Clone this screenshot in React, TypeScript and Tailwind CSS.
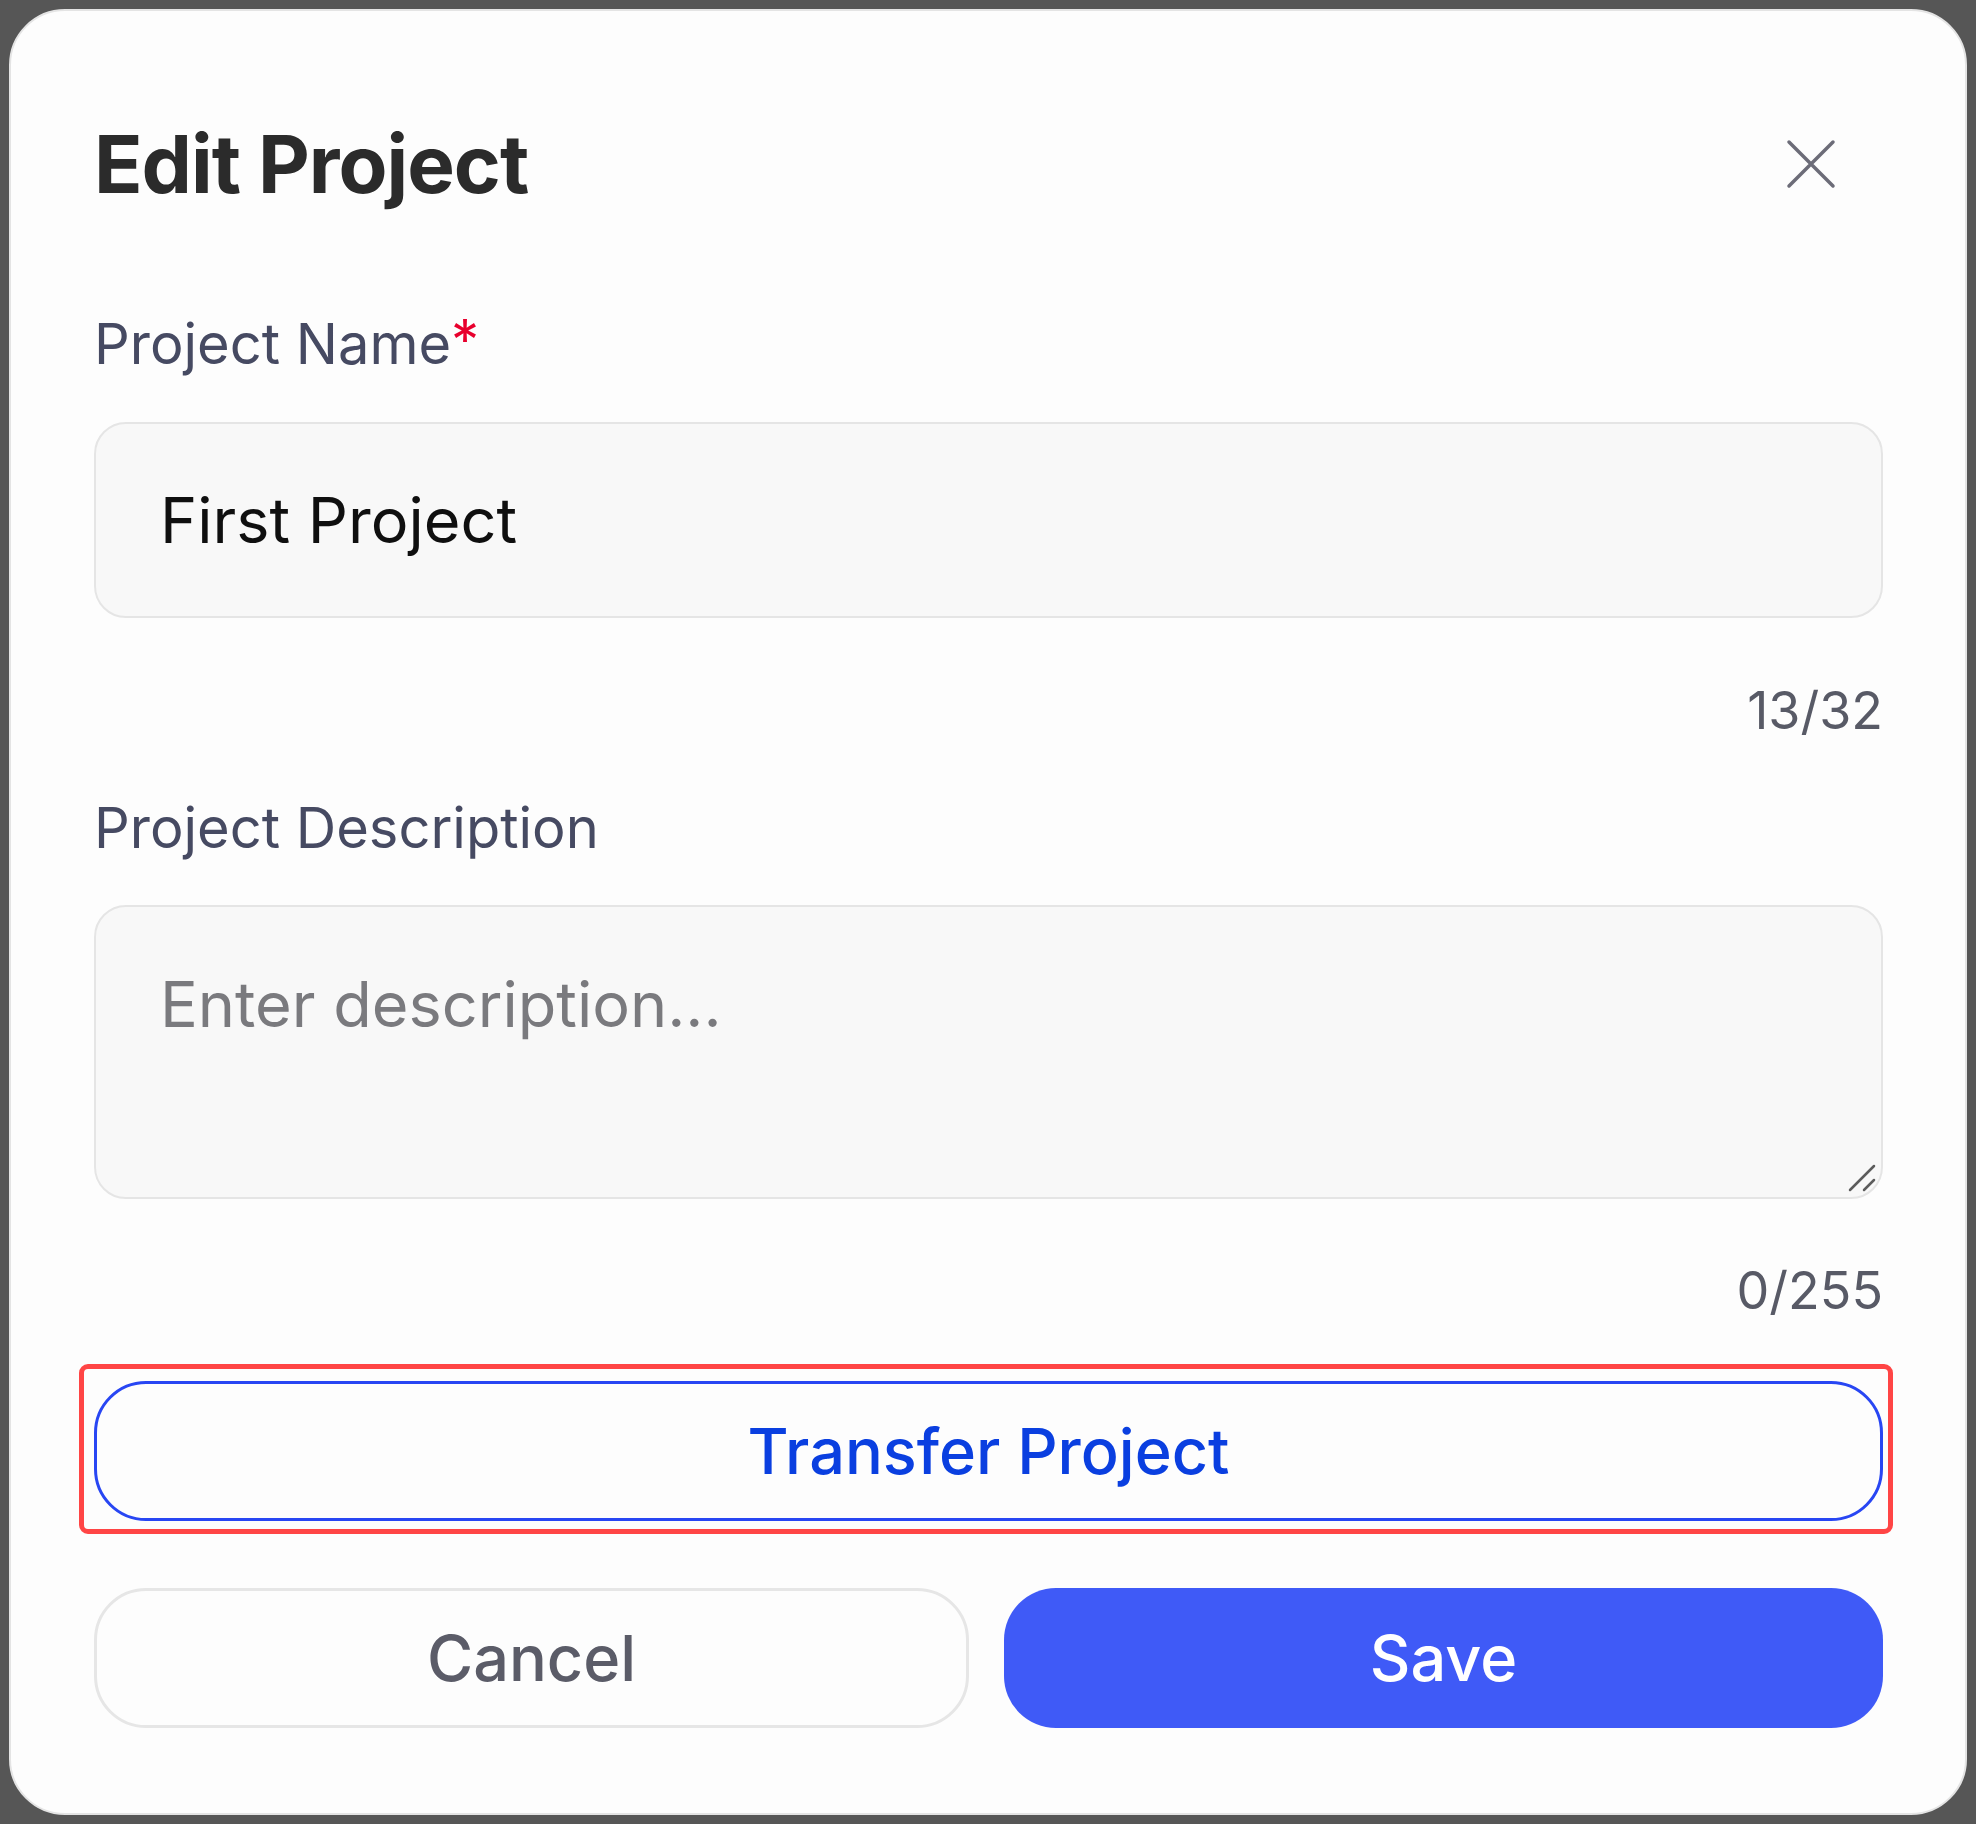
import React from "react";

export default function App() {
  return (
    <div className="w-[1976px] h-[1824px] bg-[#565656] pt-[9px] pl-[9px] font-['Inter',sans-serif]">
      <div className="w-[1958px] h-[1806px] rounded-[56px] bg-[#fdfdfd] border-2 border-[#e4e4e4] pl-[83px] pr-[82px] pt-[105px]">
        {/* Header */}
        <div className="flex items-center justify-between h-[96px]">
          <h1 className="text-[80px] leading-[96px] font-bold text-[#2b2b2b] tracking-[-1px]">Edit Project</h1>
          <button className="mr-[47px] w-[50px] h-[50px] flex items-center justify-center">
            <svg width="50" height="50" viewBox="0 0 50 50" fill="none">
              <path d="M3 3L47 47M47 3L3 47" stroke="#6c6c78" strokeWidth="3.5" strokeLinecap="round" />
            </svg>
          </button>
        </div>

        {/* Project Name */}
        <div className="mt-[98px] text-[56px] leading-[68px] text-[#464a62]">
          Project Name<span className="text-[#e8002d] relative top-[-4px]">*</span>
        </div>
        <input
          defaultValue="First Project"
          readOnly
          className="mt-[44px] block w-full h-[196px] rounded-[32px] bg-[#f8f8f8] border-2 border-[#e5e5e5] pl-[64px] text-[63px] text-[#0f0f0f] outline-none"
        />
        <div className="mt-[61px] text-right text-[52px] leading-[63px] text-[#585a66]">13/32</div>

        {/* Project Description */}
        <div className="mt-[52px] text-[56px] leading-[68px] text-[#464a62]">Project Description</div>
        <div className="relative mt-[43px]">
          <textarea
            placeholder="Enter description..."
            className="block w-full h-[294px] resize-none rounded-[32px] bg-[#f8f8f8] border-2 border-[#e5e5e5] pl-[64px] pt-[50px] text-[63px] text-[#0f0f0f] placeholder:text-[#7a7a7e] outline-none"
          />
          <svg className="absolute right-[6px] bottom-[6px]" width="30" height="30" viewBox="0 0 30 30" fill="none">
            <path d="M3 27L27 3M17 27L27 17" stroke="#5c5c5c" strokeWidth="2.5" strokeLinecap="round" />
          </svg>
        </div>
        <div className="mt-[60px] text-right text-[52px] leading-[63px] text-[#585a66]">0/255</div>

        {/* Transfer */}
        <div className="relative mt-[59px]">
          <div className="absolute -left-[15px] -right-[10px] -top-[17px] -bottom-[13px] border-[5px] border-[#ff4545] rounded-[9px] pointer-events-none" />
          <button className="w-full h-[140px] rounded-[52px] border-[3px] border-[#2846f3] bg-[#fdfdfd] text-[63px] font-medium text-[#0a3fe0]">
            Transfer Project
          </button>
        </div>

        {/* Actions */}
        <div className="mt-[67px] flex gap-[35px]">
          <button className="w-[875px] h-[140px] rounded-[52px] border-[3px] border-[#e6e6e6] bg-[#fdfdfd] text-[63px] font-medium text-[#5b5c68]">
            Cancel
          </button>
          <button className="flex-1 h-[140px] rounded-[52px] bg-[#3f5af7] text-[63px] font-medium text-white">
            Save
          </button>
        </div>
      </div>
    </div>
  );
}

#####

Repeat the listing in full and exactly. Leave any pictures out.

### Solution
Clone this screenshot in React, TypeScript and Tailwind CSS.
import React from "react";

export default function App() {
  return (
    <div className="w-[1976px] h-[1824px] bg-[#565656] pt-[9px] pl-[9px] font-['Inter',sans-serif]">
      <div className="w-[1958px] h-[1806px] rounded-[56px] bg-[#fdfdfd] border-2 border-[#e4e4e4] pl-[83px] pr-[82px] pt-[105px]">
        {/* Header */}
        <div className="flex items-center justify-between h-[96px]">
          <h1 className="text-[80px] leading-[96px] font-bold text-[#2b2b2b] tracking-[-1px]">Edit Project</h1>
          <button className="mr-[47px] w-[50px] h-[50px] flex items-center justify-center">
            <svg width="50" height="50" viewBox="0 0 50 50" fill="none">
              <path d="M3 3L47 47M47 3L3 47" stroke="#6c6c78" strokeWidth="3.5" strokeLinecap="round" />
            </svg>
          </button>
        </div>

        {/* Project Name */}
        <div className="mt-[98px] text-[56px] leading-[68px] text-[#464a62]">
          Project Name<span className="text-[#e8002d] relative top-[-4px]">*</span>
        </div>
        <input
          defaultValue="First Project"
          readOnly
          className="mt-[44px] block w-full h-[196px] rounded-[32px] bg-[#f8f8f8] border-2 border-[#e5e5e5] pl-[64px] text-[63px] text-[#0f0f0f] outline-none"
        />
        <div className="mt-[61px] text-right text-[52px] leading-[63px] text-[#585a66]">13/32</div>

        {/* Project Description */}
        <div className="mt-[52px] text-[56px] leading-[68px] text-[#464a62]">Project Description</div>
        <div className="relative mt-[43px]">
          <textarea
            placeholder="Enter description..."
            className="block w-full h-[294px] resize-none rounded-[32px] bg-[#f8f8f8] border-2 border-[#e5e5e5] pl-[64px] pt-[50px] text-[63px] text-[#0f0f0f] placeholder:text-[#7a7a7e] outline-none"
          />
          <svg className="absolute right-[6px] bottom-[6px]" width="30" height="30" viewBox="0 0 30 30" fill="none">
            <path d="M3 27L27 3M17 27L27 17" stroke="#5c5c5c" strokeWidth="2.5" strokeLinecap="round" />
          </svg>
        </div>
        <div className="mt-[60px] text-right text-[52px] leading-[63px] text-[#585a66]">0/255</div>

        {/* Transfer */}
        <div className="relative mt-[59px]">
          <div className="absolute -left-[15px] -right-[10px] -top-[17px] -bottom-[13px] border-[5px] border-[#ff4545] rounded-[9px] pointer-events-none" />
          <button className="w-full h-[140px] rounded-[52px] border-[3px] border-[#2846f3] bg-[#fdfdfd] text-[63px] font-medium text-[#0a3fe0]">
            Transfer Project
          </button>
        </div>

        {/* Actions */}
        <div className="mt-[67px] flex gap-[35px]">
          <button className="w-[875px] h-[140px] rounded-[52px] border-[3px] border-[#e6e6e6] bg-[#fdfdfd] text-[63px] font-medium text-[#5b5c68]">
            Cancel
          </button>
          <button className="flex-1 h-[140px] rounded-[52px] bg-[#3f5af7] text-[63px] font-medium text-white">
            Save
          </button>
        </div>
      </div>
    </div>
  );
}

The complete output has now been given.